Because it is important. To me, it was a bright cherry along the branch of experience that is worth repeating. I have to repeat it. Others have to hear it. Memory is bad and faulty, and so much of what we live is lost along that long gray branch. But the bright cherries become the lodestars of identity. This is who I am. This is one among many stories that define the “johnness” of John to others…and to me.

Which leads me back to my original thought. That reaction! When a friend or family member begins again that story we’ve heard throughout the years…we stop, listen, and appreciate. We know they’ve told this story before. But they know it too! It does not matter.

We listen, because it is the teller’s pleasure to tell! We grant this woman or man the dignity of his or her story, the dignity of his or her life and experience. We permit them the bright cherry of identity. We listen…because it is a pleasure to listen.

John Lewis
Artist/Editor

 

 

 

Why We Write: 1

The question reminds me of Nabokov, who having written Lolita, experienced the relentless question, “Why did you write that book,” or, “What is it about?” Of course, audiences and critics had their own ideas.

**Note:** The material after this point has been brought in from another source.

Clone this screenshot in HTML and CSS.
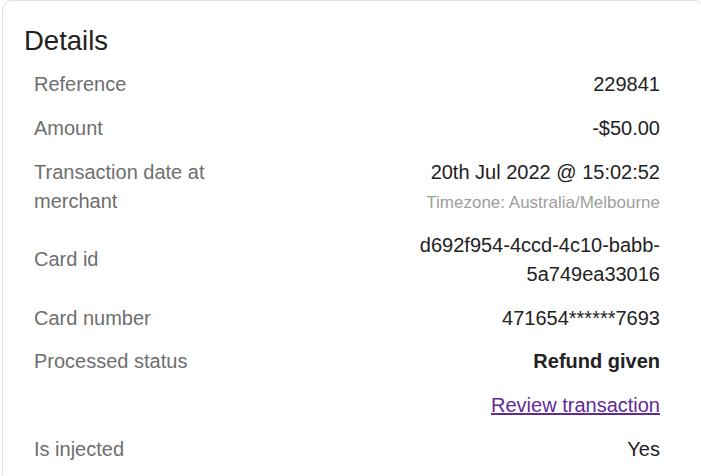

Nabokov tired of other people telling him what the story was about–explaining that he wrote Lolita simply to “participate in the ecstatic.” When we discuss relationships between a creative work and an individual, we describe the relationship in many ways: perhaps joy, or offense, a profoundly spiritual feeling…or simply fun! Maybe a creative work goes unregistered. Ah! The unrequited…

But for those who are creative…painters, sculptors, musicians, writers! We understand Nabokov’s words–Ecstasy, experienced during the act of creation. Over the years, I can’t recall a Creative at work who wore the face of serenity. Rather, to me, it always looks like an expression of concentration sourced through meaning. One is precisely where they ought to be during the act.

Christopher Hitchens once advised an audience about this very notion. According to him, a writer writes not because he wants to, but because he has to. For writers, this is obvious. There is something inside us, and it must come out. To hold it inside is to take a vow of celibacy. Writers who don’t write, (painters who don’t paint, musicians who won’t play, etc.), are living a celibate lifestyle.

Back to Nabokov. Anyone who has spent time involved in artistic creation knows the feeling. Ecstasy. I find over the years that writing becomes no less arduous. In fact, it seems to become harder. Words are more carefully chosen, phrases more measured, plotting instincts subjected to increased scrutiny.

But the magic happens. With the blessing of the “muse,” we roll into another region of the mind. The turbid, whirling mass behind the wall of conscious and conscientious manners, of deliberate and logical thinking, becomes accessible. It’s quite extraordinary. Powerful. And, it is the bringer of fervent artistic creation along with its accompanying devils: doubt, fear, self-abuse. We must deal with these in the aftermath. In the tempest, however, is the ecstasy Nabokov refers to where what had seemed impossible becomes more than that…it becomes inevitable. The universe of a novel or painting or album pulls together of its own volition, because the mass and inertia is too large for one person to do it deliberately. But somehow it happens–the universe briefly organizes, the impossible has become inevitable–and only because the artist has become the medium for that volition.

Afterwards…we beg off for awhile, collect ourselves, and begin again the process of inviting the muse.